Use playlists to organise content: highlights, full matches, best goals, funny clips. This keeps viewers watching longer, which YouTube rewards.
In many ways, this is one of the few truly passive income streams available to grassroots clubs. You’re already filming the games with Veo. Uploading them to YouTube doesn’t take much extra work — but the return can last for years.
So the question becomes: if your club is already recording matches, why wouldn’t you let YouTube turn those recordings into a steady trickle of income?
2. Offer Early Access Memberships
One of the biggest frustrations for people who follow grassroots football is waiting for the footage. Whether it’s parents eager to see their child’s goal or adult players desperate to relive a last-minute winner, nobody wants to wait days for the highlights. That urgency creates an opportunity.
By setting up an early access membership, your club can give certain supporters the privilege of seeing matches and highlights before anyone else. Instead of waiting until Tuesday when the highlights go public, members might get them on Saturday night. The value isn’t just the video itself — it’s being “first in line.”
Platforms like YouTube (Channel Memberships) and Patreon make this incredibly easy to run. Supporters sign up for a small monthly fee and automatically get access to videos earlier than the general public. It doesn’t take a huge audience to make it worthwhile either. Even a handful of subscribers paying a few pounds a month creates a steady stream of recurring income.
The real strength of this model is in the sense of exclusivity it builds. People who pay for early access feel like insiders — closer to the team, part of something special. That connection makes them more likely to stay subscribed, month after month. And unlike one-off payments, memberships provide predictable, recurring income the club can rely on.
Early access can also include bonus perks beyond just faster highlights:
Extended highlights packages that aren’t available to the public.
Behind-the-scenes clips of team talks, warm-ups, or celebrations.
Bloopers or funny outtakes that wouldn’t normally make the cut.
Members-only polls where subscribers vote for “Goal of the Month” or “Player of the Match.”
For youth football, parents and grandparents will happily pay to see their child’s game footage sooner. For adult grassroots sides, players themselves are often the most eager to relive the action before anyone else. In both cases, it’s not about strangers on the internet — it’s about people directly connected to the team who value immediacy.
The best part? It doesn’t stop you sharing highlights with everyone else. Early access is just a premium tier for those who want it first. That way, the club can still reach a wide audience while rewarding the most dedicated supporters with something extra.
3. Sell Pay-Per-View or Downloadable Matches
Your Veo recordings don’t have to sit in an online archive, only watched once by the coach. One of the simplest — and most reliable — ways to bring in extra money is by giving people the option to pay to watch full matches on demand.
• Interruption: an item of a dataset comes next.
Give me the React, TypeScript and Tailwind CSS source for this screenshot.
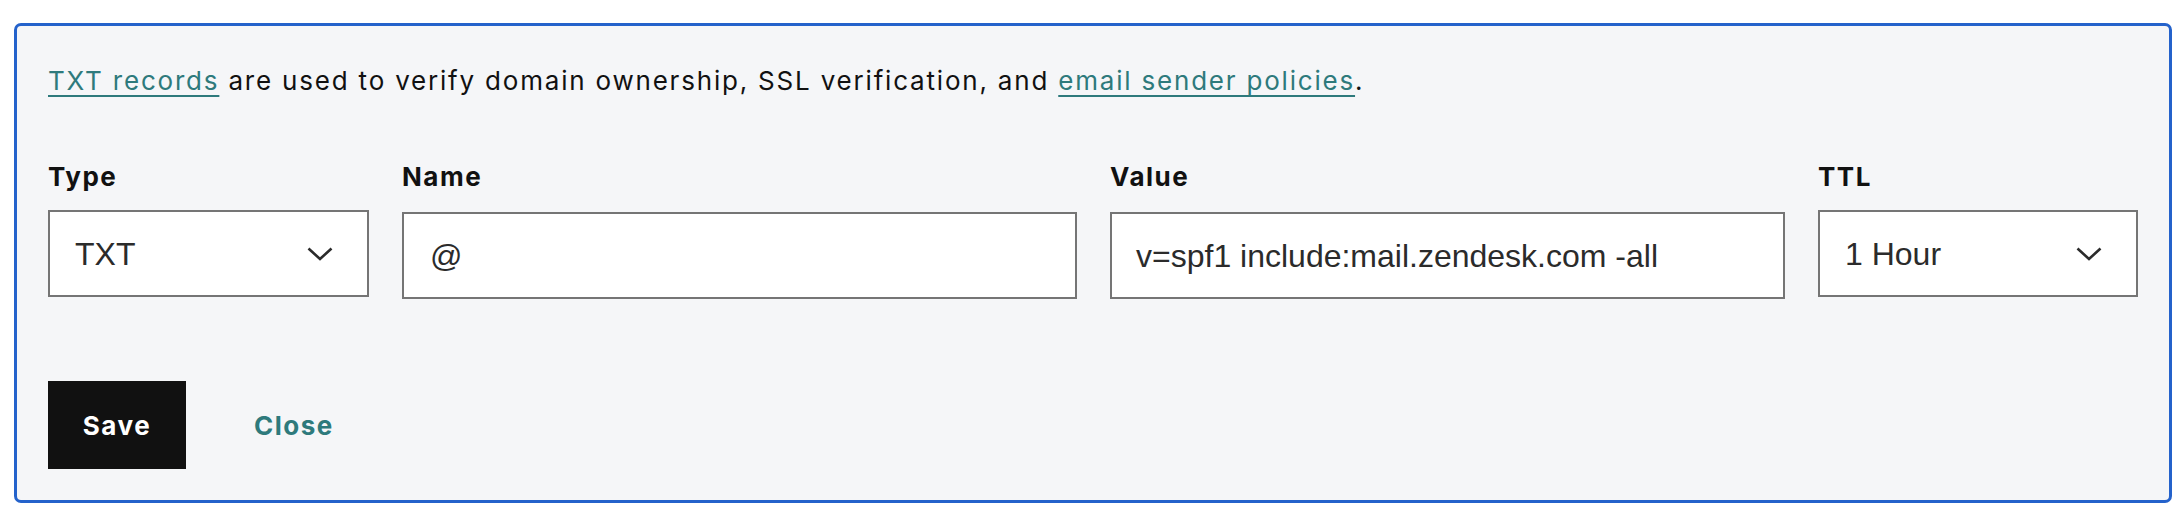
import React from "react";

function Chevron() {
  return (
    <svg width="26" height="14" viewBox="0 0 26 14" fill="none" className="shrink-0">
      <path d="M1.5 1.5 L13 12 L24.5 1.5" stroke="#2b2b2b" strokeWidth="2.6" strokeLinecap="butt" strokeLinejoin="miter" />
    </svg>
  );
}

const inputText = "text-[32px] text-[#2b2b2b] font-['Liberation_Sans',Arial,sans-serif]";

export default function App() {
  return (
    <div className="bg-white w-[2184px] h-[520px] pt-[23px] pl-[14px] pr-[12px] font-['Inter','Noto_Sans',sans-serif]">
      <div className="border-[3px] border-[#2462cb] rounded-[7px] bg-[#f5f6f8] px-[31px] pt-[37px] pb-[31px] text-[#111111]">
        <p className="text-[26px] leading-[36px] tracking-[1.8px]">
          <a className="text-[#2e7a7c] underline underline-offset-[5px] decoration-[2px]">TXT records</a> are used to verify domain ownership, SSL verification, and{" "}
          <a className="text-[#2e7a7c] underline underline-offset-[5px] decoration-[2px]">email sender policies</a>.
        </p>
        <div className="flex gap-[33px] mt-[60px]">
          <div className="w-[321px] flex flex-col gap-[15px]">
            <div className="text-[26px] leading-[36px] font-bold tracking-[1.5px]">Type</div>
            <div className="h-[87px] border-2 border-[#757575] bg-white flex items-center justify-between pl-[25px] pr-[34px]">
              <span className={inputText}>TXT</span>
              <Chevron />
            </div>
          </div>
          <div className="flex-1 flex flex-col gap-[15px]">
            <div className="text-[26px] leading-[36px] font-bold tracking-[1.5px]">Name</div>
            <div className="h-[87px] mt-[2px] border-2 border-[#757575] bg-white flex items-center pl-[26px]">
              <span className={inputText}>@</span>
            </div>
          </div>
          <div className="flex-1 flex flex-col gap-[15px]">
            <div className="text-[26px] leading-[36px] font-bold tracking-[1.5px]">Value</div>
            <div className="h-[87px] mt-[2px] border-2 border-[#757575] bg-white flex items-center pl-[24px]">
              <span className={inputText}>v=spf1 include:mail.zendesk.com -all</span>
            </div>
          </div>
          <div className="w-[320px] flex flex-col gap-[15px]">
            <div className="text-[26px] leading-[36px] font-bold tracking-[1.5px]">TTL</div>
            <div className="h-[87px] border-2 border-[#757575] bg-white flex items-center justify-between pl-[25px] pr-[34px]">
              <span className={inputText}>1 Hour</span>
              <Chevron />
            </div>
          </div>
        </div>
        <div className="flex items-center mt-[82px]">
          <button className="w-[138px] h-[88px] bg-[#111111] text-white text-[26px] font-bold tracking-[1.5px]">Save</button>
          <button className="ml-[68px] text-[#2e7a7c] text-[26px] font-bold tracking-[1.5px]">Close</button>
        </div>
      </div>
    </div>
  );
}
For youth teams, this is perfect for parents working shifts, grandparents living far away, or family members abroad who want to keep up with a child’s season. For adult grassroots sides, it’s equally valuable. Injured players, mates who missed the weekend fixture, or colleagues who’ve heard about a screamer of a goal will happily pay a small fee to watch the game back in full.
The beauty of this model lies in its flexibility:
Pay-Per-View Streaming – Some clubs host replays directly on their website or through a video platform. A small one-off payment unlocks access, just like professional sports broadcasts but at grassroots prices.
Digital Downloads – Instead of streaming, people can buy the match file itself. That way they can rewatch offline, share with family, or even keep it as a permanent record of a season-defining game.
Bundled Access – A clever variation is to group games together. For example: all of a tournament’s fixtures, every match in a cup run, or all of a team’s home games for one flat fee. Bundles often feel like better value, and they save families or players from making multiple small purchases.
This approach isn’t just about generating cash — it’s about accessibility. It keeps the door open for anyone who couldn’t be at the game. The grandparents who live hundreds of miles away. The dad who had to work. The teammate stuck at a wedding while the cup final was being played. All of them still get to feel connected.
And unlike fundraising events that depend on turnout, pay-per-view and downloads keep earning in the background. Once the system is in place, it runs automatically — meaning the same 90 minutes of football can keep creating value long after the referee blows for full time.
4. Monetise Short Clips on Social Media
Social media is built for short, snackable content. While full-match uploads are great for the hardcore supporters, it’s the quick clips — the brilliant goals, funny bloopers, late tackles, and controversial moments — that grab attention and spread like wildfire.
On platforms like TikTok, Instagram Reels, Facebook Reels, and YouTube Shorts, a single clip can rack up thousands (sometimes hundreds of thousands) of views overnight. And once your club account reaches the eligibility criteria, these platforms start sharing ad revenue with creators. That means the views don’t just bring attention — they bring money.
Even modest payouts can add up across a season. But the real benefit goes beyond the income. Short clips are one of the fastest ways to grow your club’s online presence. Every new follower you gain is another person who might buy a sponsor’s product, sign up for highlights access, or share your content further. Sponsors notice this too — a club that consistently posts popular reels instantly looks more professional and more valuable to partner with.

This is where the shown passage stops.